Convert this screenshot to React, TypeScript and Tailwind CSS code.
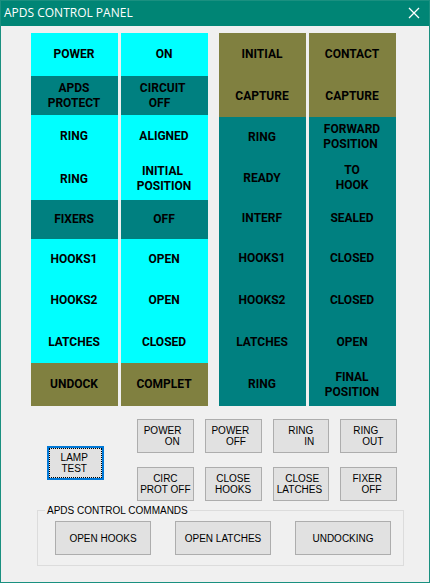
type Tone = 'cyan' | 'teal' | 'olive';
type Lamp = { text: string; tone: Tone; height: string };

const TONES: Record<Tone, string> = {
  cyan: 'bg-[#00ffff]',
  teal: 'bg-[#008080]',
  olive: 'bg-[#808040]',
};

const LEFT_ROWS: { tone: Tone; height: string }[] = [
  { tone: 'cyan', height: 'h-[43px]' },
  { tone: 'teal', height: 'h-[39px]' },
  { tone: 'cyan', height: 'h-[43px]' },
  { tone: 'cyan', height: 'h-[42px]' },
  { tone: 'teal', height: 'h-[39px]' },
  { tone: 'cyan', height: 'h-[40px]' },
  { tone: 'cyan', height: 'h-[42px]' },
  { tone: 'cyan', height: 'h-[42px]' },
  { tone: 'olive', height: 'h-[43px]' },
];

const RIGHT_ROWS: { tone: Tone; height: string }[] = [
  { tone: 'olive', height: 'h-[42px]' },
  { tone: 'olive', height: 'h-[42px]' },
  { tone: 'teal', height: 'h-[40px]' },
  { tone: 'teal', height: 'h-[42px]' },
  { tone: 'teal', height: 'h-[39px]' },
  { tone: 'teal', height: 'h-[41px]' },
  { tone: 'teal', height: 'h-[42px]' },
  { tone: 'teal', height: 'h-[42px]' },
  { tone: 'teal', height: 'h-[43px]' },
];

const lamps = (rows: { tone: Tone; height: string }[], texts: string[]): Lamp[] =>
  rows.map((row, i) => ({ ...row, text: texts[i] }));

const COLUMNS: Lamp[][][] = [
  [
    lamps(LEFT_ROWS, ['POWER', 'APDS\nPROTECT', 'RING', 'RING', 'FIXERS', 'HOOKS1', 'HOOKS2', 'LATCHES', 'UNDOCK']),
    lamps(LEFT_ROWS, ['ON', 'CIRCUIT \nOFF   ', 'ALIGNED', 'INITIAL \nPOSITION', 'OFF', 'OPEN', 'OPEN', 'CLOSED', 'COMPLET']),
  ],
  [
    lamps(RIGHT_ROWS, ['INITIAL', 'CAPTURE', 'RING', 'READY', 'INTERF', 'HOOKS1', 'HOOKS2', 'LATCHES', 'RING']),
    lamps(RIGHT_ROWS, ['CONTACT', 'CAPTURE', 'FORWARD\nPOSITION ', 'TO\nHOOK', 'SEALED', 'CLOSED', 'CLOSED', 'OPEN', 'FINAL\nPOSITION']),
  ],
];

const KEYS = [
  'POWER  \n     ON',
  'POWER  \n  OFF',
  'RING\n      IN',
  'RING  \n   OUT',
  'CIRC\nPROT OFF',
  'CLOSE\nHOOKS',
  ' CLOSE\nLATCHES ',
  'FIXER \n  OFF',
];

const COMMANDS = ['OPEN HOOKS', 'OPEN LATCHES', 'UNDOCKING'];

function LampColumn({ items }: { items: Lamp[] }) {
  return (
    <div className="flex-1">
      {items.map((lamp, i) => (
        <div
          key={i}
          className={`flex items-center justify-center pr-px text-center font-['Roboto',sans-serif] text-[12px] leading-[15px] font-bold whitespace-pre ${lamp.height} ${TONES[lamp.tone]}`}
        >
          {lamp.text}
        </div>
      ))}
    </div>
  );
}

function PanelButton({ label }: { label: string }) {
  return (
    <button
      type="button"
      className="flex h-[34px] items-center justify-center border border-[#adadad] bg-[#e1e1e1] text-center leading-[11px] whitespace-pre"
    >
      {label}
    </button>
  );
}

export default function App() {
  return (
    <div className="flex min-h-screen flex-col border border-[#1a9080] bg-[#f0f0f0] font-['Liberation_Sans',Arial,sans-serif] text-[10px] text-black">
      <header className="flex h-[25px] items-center justify-between bg-[#008575] pr-[9px] pb-px pl-[3px] text-white">
        <h1 className="font-['Open_Sans','Noto_Sans',sans-serif] text-[12px] leading-4">APDS CONTROL PANEL</h1>
        <button type="button" aria-label="Close">
          <svg className="size-3" viewBox="0 0 12 12" fill="none" stroke="currentColor" strokeWidth="1.3">
            <path d="M1 1l10 10M11 1L1 11" />
          </svg>
        </button>
      </header>

      <main className="flex flex-col">
        <section className="flex gap-[11px] pt-[7px] pr-[33px] pl-[30px]">
          {COLUMNS.map((pair, i) => (
            <div key={i} className="flex flex-1 gap-[3px]">
              {pair.map((items, j) => (
                <LampColumn key={j} items={items} />
              ))}
            </div>
          ))}
        </section>

        <section className="flex items-end gap-[33px] pt-[13px] pr-[32px] pl-[46px]">
          <button
            type="button"
            className="mb-[21px] h-[34px] w-[57px] border-2 border-[#0078d7] bg-[#e1e1e1] outline-none"
          >
            <span className="flex h-full items-center justify-center border border-dotted border-black text-center leading-[11px] whitespace-pre">
              {'LAMP \nTEST '}
            </span>
          </button>
          <div className="grid flex-1 grid-cols-4 gap-x-[11px] gap-y-[14px]">
            {KEYS.map((label) => (
              <PanelButton key={label} label={label} />
            ))}
          </div>
        </section>

        <fieldset className="mt-1 mr-[25px] ml-[36px] border border-[#dcdcdc] px-[11px] pt-[5px] pb-[10px]">
          <legend className="-ml-1 px-[2px] leading-[11px]">APDS CONTROL COMMANDS</legend>
          <div className="grid grid-cols-3 gap-x-6 pr-px pl-[6px]">
            {COMMANDS.map((label) => (
              <PanelButton key={label} label={label} />
            ))}
          </div>
        </fieldset>
      </main>
    </div>
  );
}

..............................

What the exercise asks
Leave the pictures out and please restate exactly the lines running from the start of the material through the one with "rows.map((row, i) =>".

Solution to the exercise
Convert this screenshot to React, TypeScript and Tailwind CSS code.
type Tone = 'cyan' | 'teal' | 'olive';
type Lamp = { text: string; tone: Tone; height: string };

const TONES: Record<Tone, string> = {
  cyan: 'bg-[#00ffff]',
  teal: 'bg-[#008080]',
  olive: 'bg-[#808040]',
};

const LEFT_ROWS: { tone: Tone; height: string }[] = [
  { tone: 'cyan', height: 'h-[43px]' },
  { tone: 'teal', height: 'h-[39px]' },
  { tone: 'cyan', height: 'h-[43px]' },
  { tone: 'cyan', height: 'h-[42px]' },
  { tone: 'teal', height: 'h-[39px]' },
  { tone: 'cyan', height: 'h-[40px]' },
  { tone: 'cyan', height: 'h-[42px]' },
  { tone: 'cyan', height: 'h-[42px]' },
  { tone: 'olive', height: 'h-[43px]' },
];

const RIGHT_ROWS: { tone: Tone; height: string }[] = [
  { tone: 'olive', height: 'h-[42px]' },
  { tone: 'olive', height: 'h-[42px]' },
  { tone: 'teal', height: 'h-[40px]' },
  { tone: 'teal', height: 'h-[42px]' },
  { tone: 'teal', height: 'h-[39px]' },
  { tone: 'teal', height: 'h-[41px]' },
  { tone: 'teal', height: 'h-[42px]' },
  { tone: 'teal', height: 'h-[42px]' },
  { tone: 'teal', height: 'h-[43px]' },
];

const lamps = (rows: { tone: Tone; height: string }[], texts: string[]): Lamp[] =>
  rows.map((row, i) => ({ ...row, text: texts[i] }));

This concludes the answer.